- **Supplied information**:
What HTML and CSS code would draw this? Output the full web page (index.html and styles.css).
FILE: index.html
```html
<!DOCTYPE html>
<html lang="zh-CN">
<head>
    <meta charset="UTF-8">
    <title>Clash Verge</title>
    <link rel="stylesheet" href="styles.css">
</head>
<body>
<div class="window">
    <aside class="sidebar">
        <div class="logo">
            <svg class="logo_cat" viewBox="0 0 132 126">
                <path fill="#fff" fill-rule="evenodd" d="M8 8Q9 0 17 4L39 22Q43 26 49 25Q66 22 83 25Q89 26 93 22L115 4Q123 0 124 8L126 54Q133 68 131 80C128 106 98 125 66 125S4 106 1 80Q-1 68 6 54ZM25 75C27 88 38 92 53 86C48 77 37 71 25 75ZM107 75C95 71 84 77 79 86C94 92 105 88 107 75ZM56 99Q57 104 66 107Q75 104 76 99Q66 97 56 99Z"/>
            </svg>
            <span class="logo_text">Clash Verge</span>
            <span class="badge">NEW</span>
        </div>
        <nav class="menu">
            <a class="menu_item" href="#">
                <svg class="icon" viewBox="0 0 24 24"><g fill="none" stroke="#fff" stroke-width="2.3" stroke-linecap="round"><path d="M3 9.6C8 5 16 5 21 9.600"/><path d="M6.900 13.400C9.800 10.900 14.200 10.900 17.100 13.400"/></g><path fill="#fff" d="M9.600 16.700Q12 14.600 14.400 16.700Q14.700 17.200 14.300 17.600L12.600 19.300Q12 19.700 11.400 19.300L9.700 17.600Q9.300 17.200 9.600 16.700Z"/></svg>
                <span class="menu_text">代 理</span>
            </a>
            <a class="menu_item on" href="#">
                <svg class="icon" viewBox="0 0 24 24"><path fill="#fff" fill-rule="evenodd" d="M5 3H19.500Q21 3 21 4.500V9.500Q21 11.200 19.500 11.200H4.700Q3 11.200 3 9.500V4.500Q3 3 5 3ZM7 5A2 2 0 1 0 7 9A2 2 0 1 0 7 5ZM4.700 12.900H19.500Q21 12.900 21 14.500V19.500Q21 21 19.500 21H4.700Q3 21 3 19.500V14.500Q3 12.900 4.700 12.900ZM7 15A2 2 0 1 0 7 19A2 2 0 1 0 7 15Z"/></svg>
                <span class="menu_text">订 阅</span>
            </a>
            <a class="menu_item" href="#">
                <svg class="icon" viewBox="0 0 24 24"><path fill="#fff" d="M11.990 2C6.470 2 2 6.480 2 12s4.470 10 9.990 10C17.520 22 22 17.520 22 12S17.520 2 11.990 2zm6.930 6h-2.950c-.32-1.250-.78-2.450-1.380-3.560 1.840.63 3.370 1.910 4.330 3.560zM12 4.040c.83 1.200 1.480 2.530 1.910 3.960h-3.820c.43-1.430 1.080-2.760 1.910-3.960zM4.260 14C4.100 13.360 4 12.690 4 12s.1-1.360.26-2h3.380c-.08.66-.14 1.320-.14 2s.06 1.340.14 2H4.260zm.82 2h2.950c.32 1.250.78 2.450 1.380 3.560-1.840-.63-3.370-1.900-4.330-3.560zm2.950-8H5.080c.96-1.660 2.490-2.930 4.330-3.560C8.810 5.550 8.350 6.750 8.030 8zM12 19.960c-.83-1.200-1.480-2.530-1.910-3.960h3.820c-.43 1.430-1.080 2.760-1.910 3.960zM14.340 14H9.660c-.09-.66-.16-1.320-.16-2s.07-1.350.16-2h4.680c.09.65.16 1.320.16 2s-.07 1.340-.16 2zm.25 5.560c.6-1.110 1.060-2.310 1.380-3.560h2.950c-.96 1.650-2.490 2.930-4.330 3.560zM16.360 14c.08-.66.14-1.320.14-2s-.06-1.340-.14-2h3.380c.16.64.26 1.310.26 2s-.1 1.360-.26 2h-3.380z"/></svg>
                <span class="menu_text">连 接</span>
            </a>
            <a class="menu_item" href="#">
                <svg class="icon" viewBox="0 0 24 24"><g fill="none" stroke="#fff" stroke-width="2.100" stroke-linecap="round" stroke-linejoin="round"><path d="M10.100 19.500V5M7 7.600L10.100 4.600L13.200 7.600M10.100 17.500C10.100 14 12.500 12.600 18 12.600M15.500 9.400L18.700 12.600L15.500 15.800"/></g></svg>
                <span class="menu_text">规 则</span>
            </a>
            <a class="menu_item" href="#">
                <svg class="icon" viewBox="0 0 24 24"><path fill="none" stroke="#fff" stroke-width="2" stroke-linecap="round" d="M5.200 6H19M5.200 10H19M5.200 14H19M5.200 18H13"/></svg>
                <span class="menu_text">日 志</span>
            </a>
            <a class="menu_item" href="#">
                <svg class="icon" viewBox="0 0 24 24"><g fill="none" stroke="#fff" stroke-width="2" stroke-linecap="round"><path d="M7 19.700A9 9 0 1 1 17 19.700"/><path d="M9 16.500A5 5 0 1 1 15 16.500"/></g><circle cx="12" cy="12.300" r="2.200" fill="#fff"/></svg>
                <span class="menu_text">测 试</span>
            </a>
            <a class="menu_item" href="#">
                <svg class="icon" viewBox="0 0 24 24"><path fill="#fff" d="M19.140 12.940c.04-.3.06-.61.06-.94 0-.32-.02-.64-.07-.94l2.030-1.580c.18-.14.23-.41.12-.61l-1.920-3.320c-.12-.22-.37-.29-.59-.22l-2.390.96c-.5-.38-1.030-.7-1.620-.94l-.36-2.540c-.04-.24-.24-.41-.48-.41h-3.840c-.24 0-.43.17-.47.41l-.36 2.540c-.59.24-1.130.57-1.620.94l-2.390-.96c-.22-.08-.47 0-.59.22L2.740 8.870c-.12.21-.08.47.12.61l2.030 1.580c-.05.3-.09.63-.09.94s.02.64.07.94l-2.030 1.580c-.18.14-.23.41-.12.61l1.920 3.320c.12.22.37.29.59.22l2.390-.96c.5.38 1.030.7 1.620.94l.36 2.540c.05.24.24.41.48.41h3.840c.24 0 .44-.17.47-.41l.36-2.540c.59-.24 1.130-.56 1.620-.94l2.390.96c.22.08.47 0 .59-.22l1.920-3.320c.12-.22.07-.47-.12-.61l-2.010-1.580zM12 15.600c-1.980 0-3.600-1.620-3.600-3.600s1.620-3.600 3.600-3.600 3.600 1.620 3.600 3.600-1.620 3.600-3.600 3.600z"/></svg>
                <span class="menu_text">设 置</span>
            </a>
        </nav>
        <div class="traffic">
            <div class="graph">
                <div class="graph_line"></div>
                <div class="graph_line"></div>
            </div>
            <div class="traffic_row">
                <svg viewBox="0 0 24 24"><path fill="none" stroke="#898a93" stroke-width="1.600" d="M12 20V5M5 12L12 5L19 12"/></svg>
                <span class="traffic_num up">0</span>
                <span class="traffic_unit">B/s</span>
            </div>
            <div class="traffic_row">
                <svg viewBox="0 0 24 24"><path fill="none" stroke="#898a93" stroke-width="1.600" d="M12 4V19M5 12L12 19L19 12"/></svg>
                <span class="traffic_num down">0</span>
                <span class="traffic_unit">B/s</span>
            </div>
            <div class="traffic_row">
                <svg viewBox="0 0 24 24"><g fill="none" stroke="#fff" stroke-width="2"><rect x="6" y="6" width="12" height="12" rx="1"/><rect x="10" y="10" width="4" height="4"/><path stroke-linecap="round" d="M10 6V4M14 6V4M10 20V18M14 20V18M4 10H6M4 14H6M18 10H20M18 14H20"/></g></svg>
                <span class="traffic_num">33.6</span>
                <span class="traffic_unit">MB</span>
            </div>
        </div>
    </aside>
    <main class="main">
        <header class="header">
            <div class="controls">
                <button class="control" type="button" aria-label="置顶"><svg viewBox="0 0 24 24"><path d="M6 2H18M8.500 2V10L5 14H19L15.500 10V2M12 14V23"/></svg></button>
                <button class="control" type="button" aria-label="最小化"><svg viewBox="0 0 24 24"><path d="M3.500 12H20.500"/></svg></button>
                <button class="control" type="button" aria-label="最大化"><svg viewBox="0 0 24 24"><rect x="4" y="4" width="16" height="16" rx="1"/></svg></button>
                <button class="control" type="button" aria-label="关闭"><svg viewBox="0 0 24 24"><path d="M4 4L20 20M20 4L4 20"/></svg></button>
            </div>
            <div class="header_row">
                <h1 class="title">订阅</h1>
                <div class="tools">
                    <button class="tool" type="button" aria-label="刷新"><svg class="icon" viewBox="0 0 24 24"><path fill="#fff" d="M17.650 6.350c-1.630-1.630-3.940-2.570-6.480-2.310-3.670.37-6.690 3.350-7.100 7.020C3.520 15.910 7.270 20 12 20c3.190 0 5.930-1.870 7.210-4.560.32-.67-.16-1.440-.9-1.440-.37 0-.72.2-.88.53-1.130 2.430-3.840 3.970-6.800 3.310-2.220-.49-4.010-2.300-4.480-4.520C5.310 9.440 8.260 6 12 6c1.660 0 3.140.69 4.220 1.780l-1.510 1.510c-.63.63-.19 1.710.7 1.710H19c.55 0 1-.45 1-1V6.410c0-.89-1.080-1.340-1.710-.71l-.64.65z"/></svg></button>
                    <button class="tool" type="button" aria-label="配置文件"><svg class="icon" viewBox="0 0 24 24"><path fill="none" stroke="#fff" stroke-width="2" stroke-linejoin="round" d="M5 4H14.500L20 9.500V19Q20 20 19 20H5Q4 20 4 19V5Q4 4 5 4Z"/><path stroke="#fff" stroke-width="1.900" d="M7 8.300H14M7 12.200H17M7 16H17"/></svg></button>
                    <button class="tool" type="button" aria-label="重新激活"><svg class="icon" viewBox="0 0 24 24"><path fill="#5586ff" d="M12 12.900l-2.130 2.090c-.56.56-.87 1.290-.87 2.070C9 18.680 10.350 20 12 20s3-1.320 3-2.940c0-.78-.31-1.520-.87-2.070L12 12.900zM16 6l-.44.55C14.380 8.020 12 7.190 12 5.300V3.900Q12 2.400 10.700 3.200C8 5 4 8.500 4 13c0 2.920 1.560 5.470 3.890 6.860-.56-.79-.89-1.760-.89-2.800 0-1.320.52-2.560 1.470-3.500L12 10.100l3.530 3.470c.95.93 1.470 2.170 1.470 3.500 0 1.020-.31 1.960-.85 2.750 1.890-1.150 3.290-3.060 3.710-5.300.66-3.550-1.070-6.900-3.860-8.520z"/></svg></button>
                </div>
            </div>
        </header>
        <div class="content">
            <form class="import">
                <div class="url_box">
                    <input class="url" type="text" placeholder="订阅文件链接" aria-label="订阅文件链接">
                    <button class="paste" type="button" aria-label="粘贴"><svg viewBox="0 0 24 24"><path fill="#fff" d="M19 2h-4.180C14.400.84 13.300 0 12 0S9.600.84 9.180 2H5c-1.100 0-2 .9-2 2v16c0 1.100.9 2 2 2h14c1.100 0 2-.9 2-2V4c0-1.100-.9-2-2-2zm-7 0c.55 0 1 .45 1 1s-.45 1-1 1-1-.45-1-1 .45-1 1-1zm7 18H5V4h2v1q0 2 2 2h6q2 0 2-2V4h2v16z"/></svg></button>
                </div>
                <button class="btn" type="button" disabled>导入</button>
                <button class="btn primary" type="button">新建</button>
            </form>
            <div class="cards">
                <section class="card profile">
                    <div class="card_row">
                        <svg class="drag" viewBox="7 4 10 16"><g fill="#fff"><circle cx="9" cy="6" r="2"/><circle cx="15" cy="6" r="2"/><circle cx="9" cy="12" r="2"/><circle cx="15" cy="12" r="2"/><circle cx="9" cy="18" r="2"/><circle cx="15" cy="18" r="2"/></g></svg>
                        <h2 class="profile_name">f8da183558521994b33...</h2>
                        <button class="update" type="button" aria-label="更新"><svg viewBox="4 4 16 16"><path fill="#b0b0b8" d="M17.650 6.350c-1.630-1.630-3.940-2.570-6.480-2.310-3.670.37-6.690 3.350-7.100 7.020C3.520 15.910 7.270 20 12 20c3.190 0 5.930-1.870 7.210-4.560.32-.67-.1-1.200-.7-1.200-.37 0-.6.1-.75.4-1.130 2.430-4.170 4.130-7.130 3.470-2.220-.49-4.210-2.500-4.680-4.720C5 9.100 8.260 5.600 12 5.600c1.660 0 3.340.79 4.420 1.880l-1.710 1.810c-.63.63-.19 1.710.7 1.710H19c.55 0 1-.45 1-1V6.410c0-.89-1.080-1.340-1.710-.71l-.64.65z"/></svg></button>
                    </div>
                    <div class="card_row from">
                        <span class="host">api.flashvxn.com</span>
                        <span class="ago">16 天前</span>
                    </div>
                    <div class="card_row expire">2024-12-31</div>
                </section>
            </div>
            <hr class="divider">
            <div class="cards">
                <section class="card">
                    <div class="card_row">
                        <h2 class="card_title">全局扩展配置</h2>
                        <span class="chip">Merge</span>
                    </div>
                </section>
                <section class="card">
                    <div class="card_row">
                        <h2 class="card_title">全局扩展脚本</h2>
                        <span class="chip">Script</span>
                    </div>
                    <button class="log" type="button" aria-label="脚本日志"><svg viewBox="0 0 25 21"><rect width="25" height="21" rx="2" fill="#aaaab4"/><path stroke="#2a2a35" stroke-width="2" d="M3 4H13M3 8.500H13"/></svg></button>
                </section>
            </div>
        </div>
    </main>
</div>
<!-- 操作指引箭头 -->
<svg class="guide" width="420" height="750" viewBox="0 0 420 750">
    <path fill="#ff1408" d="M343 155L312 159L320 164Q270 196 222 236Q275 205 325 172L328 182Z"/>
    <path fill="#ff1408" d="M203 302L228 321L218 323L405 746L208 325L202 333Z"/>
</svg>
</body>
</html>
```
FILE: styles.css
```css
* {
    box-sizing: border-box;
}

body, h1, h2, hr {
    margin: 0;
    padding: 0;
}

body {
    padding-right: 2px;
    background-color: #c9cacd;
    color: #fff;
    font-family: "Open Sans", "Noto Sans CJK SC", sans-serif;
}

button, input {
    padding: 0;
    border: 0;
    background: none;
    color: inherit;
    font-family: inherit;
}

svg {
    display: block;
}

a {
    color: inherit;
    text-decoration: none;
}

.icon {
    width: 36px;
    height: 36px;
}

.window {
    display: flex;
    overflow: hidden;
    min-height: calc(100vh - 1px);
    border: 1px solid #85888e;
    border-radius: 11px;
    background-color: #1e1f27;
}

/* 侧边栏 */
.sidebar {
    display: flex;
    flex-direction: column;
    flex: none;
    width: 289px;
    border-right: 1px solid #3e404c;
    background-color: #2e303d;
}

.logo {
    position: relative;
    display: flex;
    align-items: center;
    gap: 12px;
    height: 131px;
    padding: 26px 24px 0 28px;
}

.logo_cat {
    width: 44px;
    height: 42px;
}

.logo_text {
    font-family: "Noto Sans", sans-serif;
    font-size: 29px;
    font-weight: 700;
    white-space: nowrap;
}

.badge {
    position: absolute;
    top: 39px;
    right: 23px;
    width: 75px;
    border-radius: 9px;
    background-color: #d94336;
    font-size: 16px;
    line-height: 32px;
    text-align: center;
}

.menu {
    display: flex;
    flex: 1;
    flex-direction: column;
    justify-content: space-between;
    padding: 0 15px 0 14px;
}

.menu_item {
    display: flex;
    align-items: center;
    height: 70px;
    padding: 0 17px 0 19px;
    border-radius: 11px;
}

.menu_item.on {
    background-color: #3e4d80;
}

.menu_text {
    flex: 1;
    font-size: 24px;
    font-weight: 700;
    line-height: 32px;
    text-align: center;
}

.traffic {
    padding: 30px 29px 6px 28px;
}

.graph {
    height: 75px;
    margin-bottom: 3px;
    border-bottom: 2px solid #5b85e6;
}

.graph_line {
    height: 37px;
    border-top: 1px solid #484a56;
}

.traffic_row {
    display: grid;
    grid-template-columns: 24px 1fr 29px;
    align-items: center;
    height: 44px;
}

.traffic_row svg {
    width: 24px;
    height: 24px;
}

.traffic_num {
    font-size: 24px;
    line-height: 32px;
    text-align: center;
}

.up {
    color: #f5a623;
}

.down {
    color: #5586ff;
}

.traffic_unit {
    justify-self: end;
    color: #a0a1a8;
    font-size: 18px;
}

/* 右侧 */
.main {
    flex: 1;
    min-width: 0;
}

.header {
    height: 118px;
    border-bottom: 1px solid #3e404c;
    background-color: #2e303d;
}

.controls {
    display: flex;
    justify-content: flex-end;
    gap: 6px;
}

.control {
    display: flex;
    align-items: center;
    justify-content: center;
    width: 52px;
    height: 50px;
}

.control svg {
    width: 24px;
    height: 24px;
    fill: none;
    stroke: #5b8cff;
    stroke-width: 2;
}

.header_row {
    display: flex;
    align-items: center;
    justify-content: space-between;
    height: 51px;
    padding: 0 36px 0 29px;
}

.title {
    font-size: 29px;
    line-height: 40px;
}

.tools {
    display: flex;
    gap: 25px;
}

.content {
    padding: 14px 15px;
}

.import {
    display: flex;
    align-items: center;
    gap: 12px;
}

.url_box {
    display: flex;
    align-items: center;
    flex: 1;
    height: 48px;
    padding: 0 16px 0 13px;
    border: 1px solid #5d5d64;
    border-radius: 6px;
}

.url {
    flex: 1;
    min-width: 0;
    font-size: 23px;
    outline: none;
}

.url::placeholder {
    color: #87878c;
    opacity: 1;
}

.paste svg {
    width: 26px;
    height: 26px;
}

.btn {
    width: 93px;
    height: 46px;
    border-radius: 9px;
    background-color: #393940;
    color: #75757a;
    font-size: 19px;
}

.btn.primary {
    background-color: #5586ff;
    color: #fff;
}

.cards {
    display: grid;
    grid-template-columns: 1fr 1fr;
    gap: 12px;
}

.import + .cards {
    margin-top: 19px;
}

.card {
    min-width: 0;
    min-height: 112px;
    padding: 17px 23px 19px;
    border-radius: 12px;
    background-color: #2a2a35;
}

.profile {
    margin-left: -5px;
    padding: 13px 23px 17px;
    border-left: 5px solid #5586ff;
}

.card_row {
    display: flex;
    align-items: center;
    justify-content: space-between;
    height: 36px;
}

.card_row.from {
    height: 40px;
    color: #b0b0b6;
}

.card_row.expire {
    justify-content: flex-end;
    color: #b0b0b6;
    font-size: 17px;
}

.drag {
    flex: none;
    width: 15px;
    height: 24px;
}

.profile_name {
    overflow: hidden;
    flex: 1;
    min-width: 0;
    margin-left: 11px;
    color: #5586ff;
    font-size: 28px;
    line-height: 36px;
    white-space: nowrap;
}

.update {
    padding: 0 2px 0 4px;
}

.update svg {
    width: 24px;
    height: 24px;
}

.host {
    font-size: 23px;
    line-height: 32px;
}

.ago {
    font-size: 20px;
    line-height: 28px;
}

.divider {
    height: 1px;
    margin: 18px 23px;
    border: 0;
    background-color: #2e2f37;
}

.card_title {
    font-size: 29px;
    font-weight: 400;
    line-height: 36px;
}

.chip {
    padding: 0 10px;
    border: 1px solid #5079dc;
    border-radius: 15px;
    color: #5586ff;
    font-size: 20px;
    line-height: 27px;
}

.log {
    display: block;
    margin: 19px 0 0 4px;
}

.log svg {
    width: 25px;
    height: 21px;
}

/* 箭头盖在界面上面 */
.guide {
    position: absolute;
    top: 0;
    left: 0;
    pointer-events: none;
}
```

- **What you have to do**: How many of the lines above contain the string "styles"? Give the number only.

- **Solution for this exercise**: 3